Would you transcribe the whole listing exactly, minus its pictures?

____

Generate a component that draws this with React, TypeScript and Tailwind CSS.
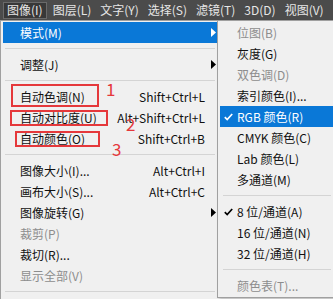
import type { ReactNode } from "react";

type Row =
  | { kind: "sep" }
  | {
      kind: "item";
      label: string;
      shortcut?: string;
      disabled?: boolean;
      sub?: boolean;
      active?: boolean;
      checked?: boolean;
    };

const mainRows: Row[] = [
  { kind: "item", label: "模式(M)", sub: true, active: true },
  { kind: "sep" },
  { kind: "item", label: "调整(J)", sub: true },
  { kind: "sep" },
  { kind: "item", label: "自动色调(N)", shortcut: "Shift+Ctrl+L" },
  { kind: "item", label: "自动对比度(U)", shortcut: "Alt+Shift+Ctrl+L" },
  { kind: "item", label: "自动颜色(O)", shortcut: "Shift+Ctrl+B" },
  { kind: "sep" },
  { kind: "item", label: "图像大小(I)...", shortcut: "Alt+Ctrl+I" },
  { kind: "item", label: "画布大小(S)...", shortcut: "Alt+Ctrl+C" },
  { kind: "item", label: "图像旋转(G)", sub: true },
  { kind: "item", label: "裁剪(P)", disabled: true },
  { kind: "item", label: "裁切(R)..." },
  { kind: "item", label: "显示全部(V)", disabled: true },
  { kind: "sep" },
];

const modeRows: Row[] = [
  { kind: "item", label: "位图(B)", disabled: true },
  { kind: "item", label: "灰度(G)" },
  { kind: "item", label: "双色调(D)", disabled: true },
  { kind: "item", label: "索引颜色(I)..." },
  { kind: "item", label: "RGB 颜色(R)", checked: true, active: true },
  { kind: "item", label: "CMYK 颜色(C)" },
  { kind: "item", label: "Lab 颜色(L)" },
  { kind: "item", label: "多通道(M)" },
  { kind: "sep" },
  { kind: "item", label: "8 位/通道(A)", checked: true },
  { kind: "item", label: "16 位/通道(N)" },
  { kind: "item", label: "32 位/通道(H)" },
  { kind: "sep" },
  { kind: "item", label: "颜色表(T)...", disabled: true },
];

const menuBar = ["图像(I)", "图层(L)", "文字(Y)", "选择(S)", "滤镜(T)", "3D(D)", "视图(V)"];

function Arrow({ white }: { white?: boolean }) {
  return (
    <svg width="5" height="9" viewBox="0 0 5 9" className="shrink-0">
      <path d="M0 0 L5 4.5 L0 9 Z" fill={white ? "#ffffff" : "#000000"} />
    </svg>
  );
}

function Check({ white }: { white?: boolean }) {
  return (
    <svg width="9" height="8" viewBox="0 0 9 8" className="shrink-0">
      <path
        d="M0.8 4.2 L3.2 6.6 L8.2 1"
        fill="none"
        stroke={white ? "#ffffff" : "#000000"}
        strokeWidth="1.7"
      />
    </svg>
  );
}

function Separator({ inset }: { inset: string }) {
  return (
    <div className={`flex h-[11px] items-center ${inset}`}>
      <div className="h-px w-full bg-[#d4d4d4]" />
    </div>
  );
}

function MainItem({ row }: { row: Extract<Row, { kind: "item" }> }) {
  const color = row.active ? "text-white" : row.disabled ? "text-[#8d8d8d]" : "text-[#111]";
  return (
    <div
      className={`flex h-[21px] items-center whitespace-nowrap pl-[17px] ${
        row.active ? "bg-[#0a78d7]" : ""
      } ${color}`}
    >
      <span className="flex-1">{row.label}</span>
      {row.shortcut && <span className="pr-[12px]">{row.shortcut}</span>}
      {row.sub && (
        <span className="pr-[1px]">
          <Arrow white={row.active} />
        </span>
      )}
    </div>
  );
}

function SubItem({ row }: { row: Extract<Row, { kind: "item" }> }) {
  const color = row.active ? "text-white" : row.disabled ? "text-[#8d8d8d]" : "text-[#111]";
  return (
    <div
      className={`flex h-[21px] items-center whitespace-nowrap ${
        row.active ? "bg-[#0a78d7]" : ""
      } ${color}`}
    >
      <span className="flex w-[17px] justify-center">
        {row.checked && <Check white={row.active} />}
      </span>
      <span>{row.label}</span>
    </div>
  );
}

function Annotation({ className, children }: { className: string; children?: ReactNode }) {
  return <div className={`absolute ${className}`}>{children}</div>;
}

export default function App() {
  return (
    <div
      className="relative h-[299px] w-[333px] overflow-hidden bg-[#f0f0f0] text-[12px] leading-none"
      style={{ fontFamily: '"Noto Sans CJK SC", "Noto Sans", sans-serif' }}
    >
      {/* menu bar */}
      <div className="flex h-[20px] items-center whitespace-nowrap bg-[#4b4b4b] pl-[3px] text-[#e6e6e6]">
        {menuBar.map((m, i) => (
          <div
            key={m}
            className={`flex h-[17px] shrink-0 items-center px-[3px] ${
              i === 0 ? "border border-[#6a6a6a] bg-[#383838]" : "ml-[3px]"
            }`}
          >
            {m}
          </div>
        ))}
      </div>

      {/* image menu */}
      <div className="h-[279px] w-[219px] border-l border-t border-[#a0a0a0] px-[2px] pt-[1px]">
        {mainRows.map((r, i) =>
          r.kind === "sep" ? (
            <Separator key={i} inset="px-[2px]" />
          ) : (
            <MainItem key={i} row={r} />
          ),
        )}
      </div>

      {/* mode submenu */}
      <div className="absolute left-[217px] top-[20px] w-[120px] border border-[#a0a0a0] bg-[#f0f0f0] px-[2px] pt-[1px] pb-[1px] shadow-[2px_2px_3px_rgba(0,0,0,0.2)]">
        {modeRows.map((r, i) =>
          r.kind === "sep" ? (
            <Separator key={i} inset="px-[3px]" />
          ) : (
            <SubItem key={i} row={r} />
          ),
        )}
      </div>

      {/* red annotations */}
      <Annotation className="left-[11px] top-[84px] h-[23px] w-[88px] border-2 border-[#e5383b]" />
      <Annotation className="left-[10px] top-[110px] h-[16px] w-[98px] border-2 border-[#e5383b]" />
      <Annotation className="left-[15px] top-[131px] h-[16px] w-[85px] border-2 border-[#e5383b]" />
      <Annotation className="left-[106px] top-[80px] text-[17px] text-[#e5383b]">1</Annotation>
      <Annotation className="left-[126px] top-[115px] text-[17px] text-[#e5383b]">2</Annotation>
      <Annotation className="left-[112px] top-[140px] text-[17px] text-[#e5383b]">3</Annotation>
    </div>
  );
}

____

REPLY>
Generate a component that draws this with React, TypeScript and Tailwind CSS.
import type { ReactNode } from "react";

type Row =
  | { kind: "sep" }
  | {
      kind: "item";
      label: string;
      shortcut?: string;
      disabled?: boolean;
      sub?: boolean;
      active?: boolean;
      checked?: boolean;
    };

const mainRows: Row[] = [
  { kind: "item", label: "模式(M)", sub: true, active: true },
  { kind: "sep" },
  { kind: "item", label: "调整(J)", sub: true },
  { kind: "sep" },
  { kind: "item", label: "自动色调(N)", shortcut: "Shift+Ctrl+L" },
  { kind: "item", label: "自动对比度(U)", shortcut: "Alt+Shift+Ctrl+L" },
  { kind: "item", label: "自动颜色(O)", shortcut: "Shift+Ctrl+B" },
  { kind: "sep" },
  { kind: "item", label: "图像大小(I)...", shortcut: "Alt+Ctrl+I" },
  { kind: "item", label: "画布大小(S)...", shortcut: "Alt+Ctrl+C" },
  { kind: "item", label: "图像旋转(G)", sub: true },
  { kind: "item", label: "裁剪(P)", disabled: true },
  { kind: "item", label: "裁切(R)..." },
  { kind: "item", label: "显示全部(V)", disabled: true },
  { kind: "sep" },
];

const modeRows: Row[] = [
  { kind: "item", label: "位图(B)", disabled: true },
  { kind: "item", label: "灰度(G)" },
  { kind: "item", label: "双色调(D)", disabled: true },
  { kind: "item", label: "索引颜色(I)..." },
  { kind: "item", label: "RGB 颜色(R)", checked: true, active: true },
  { kind: "item", label: "CMYK 颜色(C)" },
  { kind: "item", label: "Lab 颜色(L)" },
  { kind: "item", label: "多通道(M)" },
  { kind: "sep" },
  { kind: "item", label: "8 位/通道(A)", checked: true },
  { kind: "item", label: "16 位/通道(N)" },
  { kind: "item", label: "32 位/通道(H)" },
  { kind: "sep" },
  { kind: "item", label: "颜色表(T)...", disabled: true },
];

const menuBar = ["图像(I)", "图层(L)", "文字(Y)", "选择(S)", "滤镜(T)", "3D(D)", "视图(V)"];

function Arrow({ white }: { white?: boolean }) {
  return (
    <svg width="5" height="9" viewBox="0 0 5 9" className="shrink-0">
      <path d="M0 0 L5 4.5 L0 9 Z" fill={white ? "#ffffff" : "#000000"} />
    </svg>
  );
}

function Check({ white }: { white?: boolean }) {
  return (
    <svg width="9" height="8" viewBox="0 0 9 8" className="shrink-0">
      <path
        d="M0.8 4.2 L3.2 6.6 L8.2 1"
        fill="none"
        stroke={white ? "#ffffff" : "#000000"}
        strokeWidth="1.7"
      />
    </svg>
  );
}

function Separator({ inset }: { inset: string }) {
  return (
    <div className={`flex h-[11px] items-center ${inset}`}>
      <div className="h-px w-full bg-[#d4d4d4]" />
    </div>
  );
}

function MainItem({ row }: { row: Extract<Row, { kind: "item" }> }) {
  const color = row.active ? "text-white" : row.disabled ? "text-[#8d8d8d]" : "text-[#111]";
  return (
    <div
      className={`flex h-[21px] items-center whitespace-nowrap pl-[17px] ${
        row.active ? "bg-[#0a78d7]" : ""
      } ${color}`}
    >
      <span className="flex-1">{row.label}</span>
      {row.shortcut && <span className="pr-[12px]">{row.shortcut}</span>}
      {row.sub && (
        <span className="pr-[1px]">
          <Arrow white={row.active} />
        </span>
      )}
    </div>
  );
}

function SubItem({ row }: { row: Extract<Row, { kind: "item" }> }) {
  const color = row.active ? "text-white" : row.disabled ? "text-[#8d8d8d]" : "text-[#111]";
  return (
    <div
      className={`flex h-[21px] items-center whitespace-nowrap ${
        row.active ? "bg-[#0a78d7]" : ""
      } ${color}`}
    >
      <span className="flex w-[17px] justify-center">
        {row.checked && <Check white={row.active} />}
      </span>
      <span>{row.label}</span>
    </div>
  );
}

function Annotation({ className, children }: { className: string; children?: ReactNode }) {
  return <div className={`absolute ${className}`}>{children}</div>;
}

export default function App() {
  return (
    <div
      className="relative h-[299px] w-[333px] overflow-hidden bg-[#f0f0f0] text-[12px] leading-none"
      style={{ fontFamily: '"Noto Sans CJK SC", "Noto Sans", sans-serif' }}
    >
      {/* menu bar */}
      <div className="flex h-[20px] items-center whitespace-nowrap bg-[#4b4b4b] pl-[3px] text-[#e6e6e6]">
        {menuBar.map((m, i) => (
          <div
            key={m}
            className={`flex h-[17px] shrink-0 items-center px-[3px] ${
              i === 0 ? "border border-[#6a6a6a] bg-[#383838]" : "ml-[3px]"
            }`}
          >
            {m}
          </div>
        ))}
      </div>

      {/* image menu */}
      <div className="h-[279px] w-[219px] border-l border-t border-[#a0a0a0] px-[2px] pt-[1px]">
        {mainRows.map((r, i) =>
          r.kind === "sep" ? (
            <Separator key={i} inset="px-[2px]" />
          ) : (
            <MainItem key={i} row={r} />
          ),
        )}
      </div>

      {/* mode submenu */}
      <div className="absolute left-[217px] top-[20px] w-[120px] border border-[#a0a0a0] bg-[#f0f0f0] px-[2px] pt-[1px] pb-[1px] shadow-[2px_2px_3px_rgba(0,0,0,0.2)]">
        {modeRows.map((r, i) =>
          r.kind === "sep" ? (
            <Separator key={i} inset="px-[3px]" />
          ) : (
            <SubItem key={i} row={r} />
          ),
        )}
      </div>

      {/* red annotations */}
      <Annotation className="left-[11px] top-[84px] h-[23px] w-[88px] border-2 border-[#e5383b]" />
      <Annotation className="left-[10px] top-[110px] h-[16px] w-[98px] border-2 border-[#e5383b]" />
      <Annotation className="left-[15px] top-[131px] h-[16px] w-[85px] border-2 border-[#e5383b]" />
      <Annotation className="left-[106px] top-[80px] text-[17px] text-[#e5383b]">1</Annotation>
      <Annotation className="left-[126px] top-[115px] text-[17px] text-[#e5383b]">2</Annotation>
      <Annotation className="left-[112px] top-[140px] text-[17px] text-[#e5383b]">3</Annotation>
    </div>
  );
}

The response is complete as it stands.